The TRC isn't universally accepted. Some have argued that its findings were weighted in favor of the perpetrators of the atrocities of apartheid; others, that its findings were weighted in favors of apartheid's victims. Some argue that justice must be a prerequisite for reconciliation rather than an alternative to it, and that the commission facilitated amnesty for people who deserved punishment. (See A Different Kind of Justice: Truth and Reconciliation in South Africa, originally published in The Christian Century.) Still, I remain impressed by the audacity of the undertaking: by the belief that victims on both sides deserve to have their stories heard, the insistence that reconciliation is possible even when horrible atrocities have been committed, and ultimately the hope that through hearing and honoring one another's stories -- even when so doing is profoundly painful -- change is possible.

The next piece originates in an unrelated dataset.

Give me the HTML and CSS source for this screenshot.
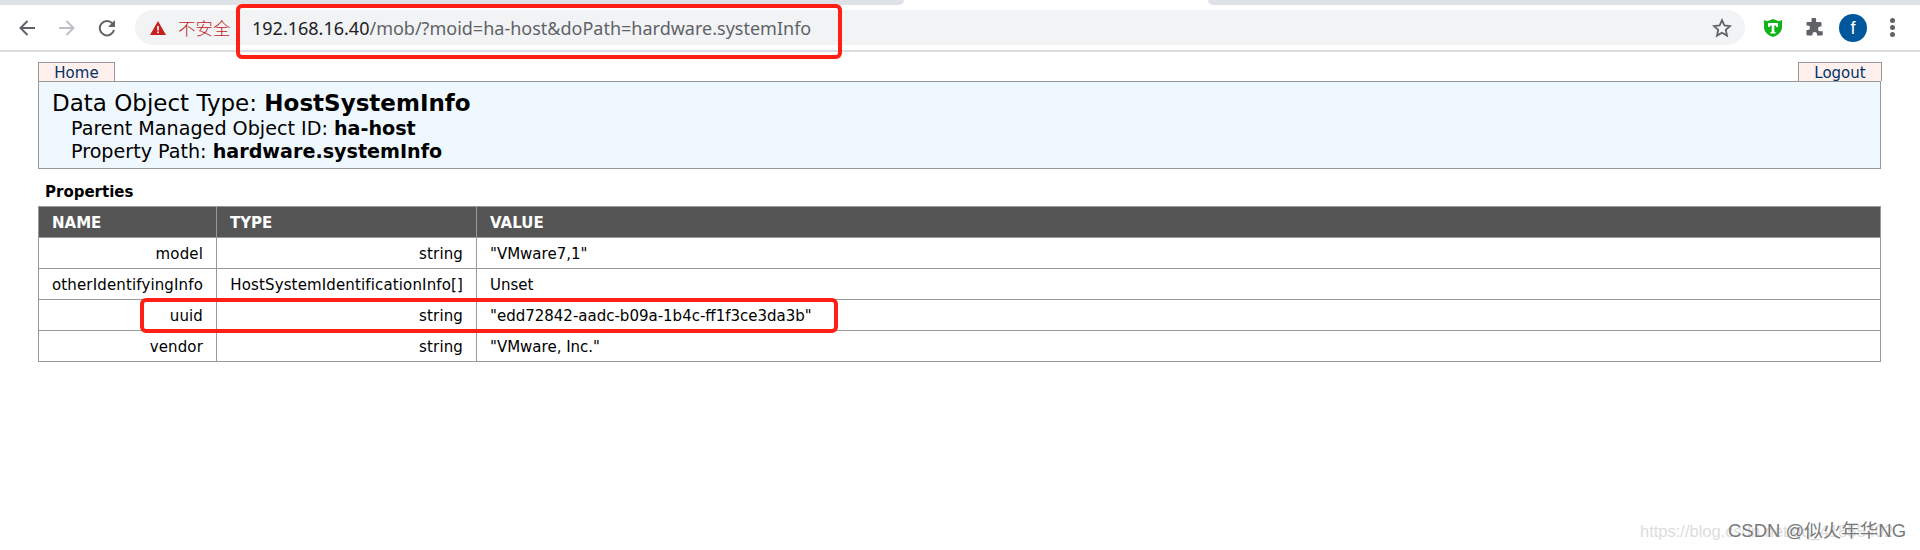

I think Judge Goldstone is right that there cannot be peace without justice, and that there will not be peace until the suffering of victims on both sides is acknowledged. I think the Goldstone Report, and its strong recommendation that both sides engage in an open and transparent review of the crimes committed by both sides over the course of this engagement, could be a step toward that acknowledgment. May it happen speedily and in our days.